**Problem to work on:** All the data must come back unchanged, except that pictures are left out.
#####
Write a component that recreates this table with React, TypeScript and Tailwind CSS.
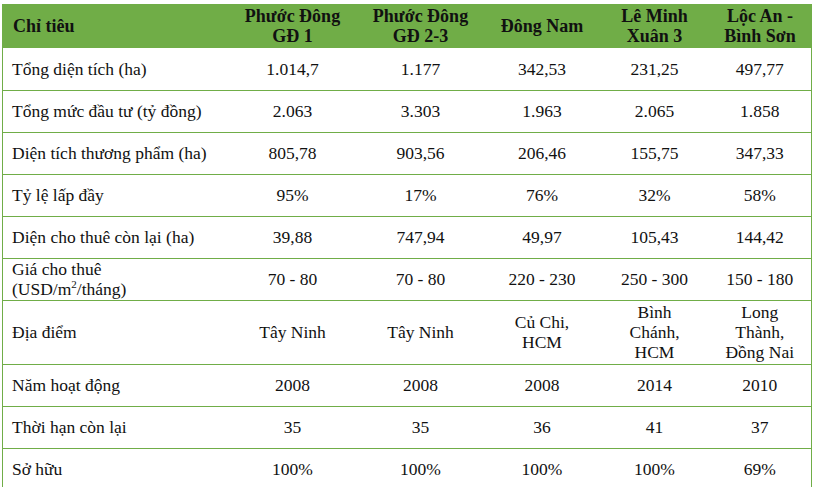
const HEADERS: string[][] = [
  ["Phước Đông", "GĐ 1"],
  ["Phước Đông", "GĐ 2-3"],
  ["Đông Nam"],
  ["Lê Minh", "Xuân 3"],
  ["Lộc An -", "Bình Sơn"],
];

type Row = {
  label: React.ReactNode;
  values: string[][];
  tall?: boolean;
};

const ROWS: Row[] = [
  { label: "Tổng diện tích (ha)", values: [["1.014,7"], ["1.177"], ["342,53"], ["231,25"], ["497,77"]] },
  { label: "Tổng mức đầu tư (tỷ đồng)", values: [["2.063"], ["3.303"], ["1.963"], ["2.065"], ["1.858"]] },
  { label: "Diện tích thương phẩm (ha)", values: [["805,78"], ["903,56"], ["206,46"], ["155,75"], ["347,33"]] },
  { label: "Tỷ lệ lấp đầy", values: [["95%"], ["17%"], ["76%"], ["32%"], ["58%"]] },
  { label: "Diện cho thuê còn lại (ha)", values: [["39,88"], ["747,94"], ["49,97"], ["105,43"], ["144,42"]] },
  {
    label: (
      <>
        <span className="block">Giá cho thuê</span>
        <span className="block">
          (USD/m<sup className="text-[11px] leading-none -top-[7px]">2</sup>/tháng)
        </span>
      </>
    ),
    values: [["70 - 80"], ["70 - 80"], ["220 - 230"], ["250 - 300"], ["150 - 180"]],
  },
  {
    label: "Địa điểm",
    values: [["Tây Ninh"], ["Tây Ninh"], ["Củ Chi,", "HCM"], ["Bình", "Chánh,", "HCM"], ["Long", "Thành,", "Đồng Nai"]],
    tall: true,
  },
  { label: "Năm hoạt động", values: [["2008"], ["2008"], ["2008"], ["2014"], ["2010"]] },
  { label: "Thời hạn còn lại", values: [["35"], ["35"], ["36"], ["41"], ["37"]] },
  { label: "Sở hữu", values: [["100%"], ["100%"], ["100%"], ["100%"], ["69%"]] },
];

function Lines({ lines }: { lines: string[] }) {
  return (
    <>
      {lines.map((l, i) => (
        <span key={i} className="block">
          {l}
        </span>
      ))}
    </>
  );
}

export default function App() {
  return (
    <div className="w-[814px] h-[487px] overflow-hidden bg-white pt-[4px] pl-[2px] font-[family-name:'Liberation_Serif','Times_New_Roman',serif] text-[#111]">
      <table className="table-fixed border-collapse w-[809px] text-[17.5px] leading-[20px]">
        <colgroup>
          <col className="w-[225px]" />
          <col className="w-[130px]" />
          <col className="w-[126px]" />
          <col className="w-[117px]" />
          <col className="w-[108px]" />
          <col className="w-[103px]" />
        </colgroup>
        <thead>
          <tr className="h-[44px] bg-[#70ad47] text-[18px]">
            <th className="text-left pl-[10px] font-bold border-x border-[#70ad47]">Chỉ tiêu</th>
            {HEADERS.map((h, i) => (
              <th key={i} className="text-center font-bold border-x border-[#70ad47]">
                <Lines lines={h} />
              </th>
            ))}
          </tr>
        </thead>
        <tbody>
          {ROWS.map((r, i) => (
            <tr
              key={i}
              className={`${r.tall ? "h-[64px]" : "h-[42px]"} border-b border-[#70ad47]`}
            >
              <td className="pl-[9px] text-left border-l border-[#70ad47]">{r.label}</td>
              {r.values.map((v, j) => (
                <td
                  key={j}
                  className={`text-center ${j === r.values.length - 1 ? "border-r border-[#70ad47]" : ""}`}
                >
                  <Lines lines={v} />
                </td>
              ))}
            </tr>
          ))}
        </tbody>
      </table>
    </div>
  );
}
#####
**Result:**
Write a component that recreates this table with React, TypeScript and Tailwind CSS.
const HEADERS: string[][] = [
  ["Phước Đông", "GĐ 1"],
  ["Phước Đông", "GĐ 2-3"],
  ["Đông Nam"],
  ["Lê Minh", "Xuân 3"],
  ["Lộc An -", "Bình Sơn"],
];

type Row = {
  label: React.ReactNode;
  values: string[][];
  tall?: boolean;
};

const ROWS: Row[] = [
  { label: "Tổng diện tích (ha)", values: [["1.014,7"], ["1.177"], ["342,53"], ["231,25"], ["497,77"]] },
  { label: "Tổng mức đầu tư (tỷ đồng)", values: [["2.063"], ["3.303"], ["1.963"], ["2.065"], ["1.858"]] },
  { label: "Diện tích thương phẩm (ha)", values: [["805,78"], ["903,56"], ["206,46"], ["155,75"], ["347,33"]] },
  { label: "Tỷ lệ lấp đầy", values: [["95%"], ["17%"], ["76%"], ["32%"], ["58%"]] },
  { label: "Diện cho thuê còn lại (ha)", values: [["39,88"], ["747,94"], ["49,97"], ["105,43"], ["144,42"]] },
  {
    label: (
      <>
        <span className="block">Giá cho thuê</span>
        <span className="block">
          (USD/m<sup className="text-[11px] leading-none -top-[7px]">2</sup>/tháng)
        </span>
      </>
    ),
    values: [["70 - 80"], ["70 - 80"], ["220 - 230"], ["250 - 300"], ["150 - 180"]],
  },
  {
    label: "Địa điểm",
    values: [["Tây Ninh"], ["Tây Ninh"], ["Củ Chi,", "HCM"], ["Bình", "Chánh,", "HCM"], ["Long", "Thành,", "Đồng Nai"]],
    tall: true,
  },
  { label: "Năm hoạt động", values: [["2008"], ["2008"], ["2008"], ["2014"], ["2010"]] },
  { label: "Thời hạn còn lại", values: [["35"], ["35"], ["36"], ["41"], ["37"]] },
  { label: "Sở hữu", values: [["100%"], ["100%"], ["100%"], ["100%"], ["69%"]] },
];

function Lines({ lines }: { lines: string[] }) {
  return (
    <>
      {lines.map((l, i) => (
        <span key={i} className="block">
          {l}
        </span>
      ))}
    </>
  );
}

export default function App() {
  return (
    <div className="w-[814px] h-[487px] overflow-hidden bg-white pt-[4px] pl-[2px] font-[family-name:'Liberation_Serif','Times_New_Roman',serif] text-[#111]">
      <table className="table-fixed border-collapse w-[809px] text-[17.5px] leading-[20px]">
        <colgroup>
          <col className="w-[225px]" />
          <col className="w-[130px]" />
          <col className="w-[126px]" />
          <col className="w-[117px]" />
          <col className="w-[108px]" />
          <col className="w-[103px]" />
        </colgroup>
        <thead>
          <tr className="h-[44px] bg-[#70ad47] text-[18px]">
            <th className="text-left pl-[10px] font-bold border-x border-[#70ad47]">Chỉ tiêu</th>
            {HEADERS.map((h, i) => (
              <th key={i} className="text-center font-bold border-x border-[#70ad47]">
                <Lines lines={h} />
              </th>
            ))}
          </tr>
        </thead>
        <tbody>
          {ROWS.map((r, i) => (
            <tr
              key={i}
              className={`${r.tall ? "h-[64px]" : "h-[42px]"} border-b border-[#70ad47]`}
            >
              <td className="pl-[9px] text-left border-l border-[#70ad47]">{r.label}</td>
              {r.values.map((v, j) => (
                <td
                  key={j}
                  className={`text-center ${j === r.values.length - 1 ? "border-r border-[#70ad47]" : ""}`}
                >
                  <Lines lines={v} />
                </td>
              ))}
            </tr>
          ))}
        </tbody>
      </table>
    </div>
  );
}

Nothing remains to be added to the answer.